**Dataset section:**
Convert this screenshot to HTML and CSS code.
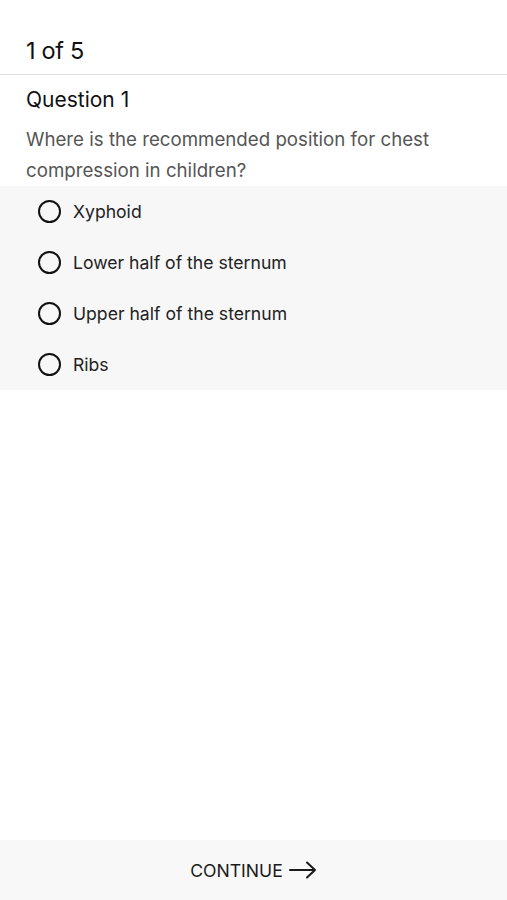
FILE: index.html
```html
<!DOCTYPE html>
<html>
<head>
<meta charset="utf-8">
<link rel="stylesheet" href="styles.css">
</head>
<body>
<div class="screen">
  <header class="top">
    <span class="progress">1 of 5</span>
  </header>
  <section class="question">
    <h2 class="q-title">Question 1</h2>
    <p class="q-text">Where is the recommended position for chest compression in children?</p>
  </section>
  <ul class="options">
    <li class="option"><span class="radio"></span><span class="label">Xyphoid</span></li>
    <li class="option"><span class="radio"></span><span class="label">Lower half of the sternum</span></li>
    <li class="option"><span class="radio"></span><span class="label">Upper half of the sternum</span></li>
    <li class="option"><span class="radio"></span><span class="label">Ribs</span></li>
  </ul>
  <footer class="footer">
    <button class="continue">CONTINUE
      <svg class="arrow" width="28" height="18" viewBox="0 0 28 18"><path d="M1 9H26M18 1.5L26 9L18 16.5" fill="none" stroke="#1a1a1a" stroke-width="2" stroke-linecap="round" stroke-linejoin="round"/></svg>
    </button>
  </footer>
</div>
</body>
</html>
```

FILE: styles.css
```css
* { box-sizing: border-box; }
html, body { margin: 0; padding: 0; background: #fff; }
body { font-family: Inter, "Noto Sans", "Liberation Sans", sans-serif; color: #1c1c1c; }
.screen { display: flex; flex-direction: column; height: 900px; }
.top { height: 75px; display: flex; align-items: center; padding: 26px 26px 0; border-bottom: 1px solid #dedede; }
.progress { font-size: 23.5px; letter-spacing: -0.3px; color: #111; }
.question { padding: 12px 26px 0; }
.q-title { margin: 0; font-size: 21px; font-weight: 400; line-height: 26px; color: #111; }
.q-text { margin: 11px 0 0; font-size: 18.7px; line-height: 31px; color: #555; }
.options { list-style: none; margin: 0; padding: 0 0 0 38px; background: #f7f7f7; }
.option { height: 51px; display: flex; align-items: center; gap: 12px; }
.radio { width: 23px; height: 23px; border: 2px solid #111; border-radius: 50%; flex: none; }
.label { font-size: 17.6px; color: #222; }
.footer { margin-top: auto; height: 60px; background: #f8f8f8; display: flex; align-items: center; justify-content: center; }
.continue { background: none; border: 0; padding: 0; display: flex; align-items: center; gap: 6px; font-family: inherit; font-size: 17.6px; color: #1a1a1a; }
.arrow { display: block; }
```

**Exercise prompt:** Repeat the data in full and exactly. Omit pictures.

**Task output:**
Convert this screenshot to HTML and CSS code.
FILE: index.html
```html
<!DOCTYPE html>
<html>
<head>
<meta charset="utf-8">
<link rel="stylesheet" href="styles.css">
</head>
<body>
<div class="screen">
  <header class="top">
    <span class="progress">1 of 5</span>
  </header>
  <section class="question">
    <h2 class="q-title">Question 1</h2>
    <p class="q-text">Where is the recommended position for chest compression in children?</p>
  </section>
  <ul class="options">
    <li class="option"><span class="radio"></span><span class="label">Xyphoid</span></li>
    <li class="option"><span class="radio"></span><span class="label">Lower half of the sternum</span></li>
    <li class="option"><span class="radio"></span><span class="label">Upper half of the sternum</span></li>
    <li class="option"><span class="radio"></span><span class="label">Ribs</span></li>
  </ul>
  <footer class="footer">
    <button class="continue">CONTINUE
      <svg class="arrow" width="28" height="18" viewBox="0 0 28 18"><path d="M1 9H26M18 1.5L26 9L18 16.5" fill="none" stroke="#1a1a1a" stroke-width="2" stroke-linecap="round" stroke-linejoin="round"/></svg>
    </button>
  </footer>
</div>
</body>
</html>
```

FILE: styles.css
```css
* { box-sizing: border-box; }
html, body { margin: 0; padding: 0; background: #fff; }
body { font-family: Inter, "Noto Sans", "Liberation Sans", sans-serif; color: #1c1c1c; }
.screen { display: flex; flex-direction: column; height: 900px; }
.top { height: 75px; display: flex; align-items: center; padding: 26px 26px 0; border-bottom: 1px solid #dedede; }
.progress { font-size: 23.5px; letter-spacing: -0.3px; color: #111; }
.question { padding: 12px 26px 0; }
.q-title { margin: 0; font-size: 21px; font-weight: 400; line-height: 26px; color: #111; }
.q-text { margin: 11px 0 0; font-size: 18.7px; line-height: 31px; color: #555; }
.options { list-style: none; margin: 0; padding: 0 0 0 38px; background: #f7f7f7; }
.option { height: 51px; display: flex; align-items: center; gap: 12px; }
.radio { width: 23px; height: 23px; border: 2px solid #111; border-radius: 50%; flex: none; }
.label { font-size: 17.6px; color: #222; }
.footer { margin-top: auto; height: 60px; background: #f8f8f8; display: flex; align-items: center; justify-content: center; }
.continue { background: none; border: 0; padding: 0; display: flex; align-items: center; gap: 6px; font-family: inherit; font-size: 17.6px; color: #1a1a1a; }
.arrow { display: block; }
```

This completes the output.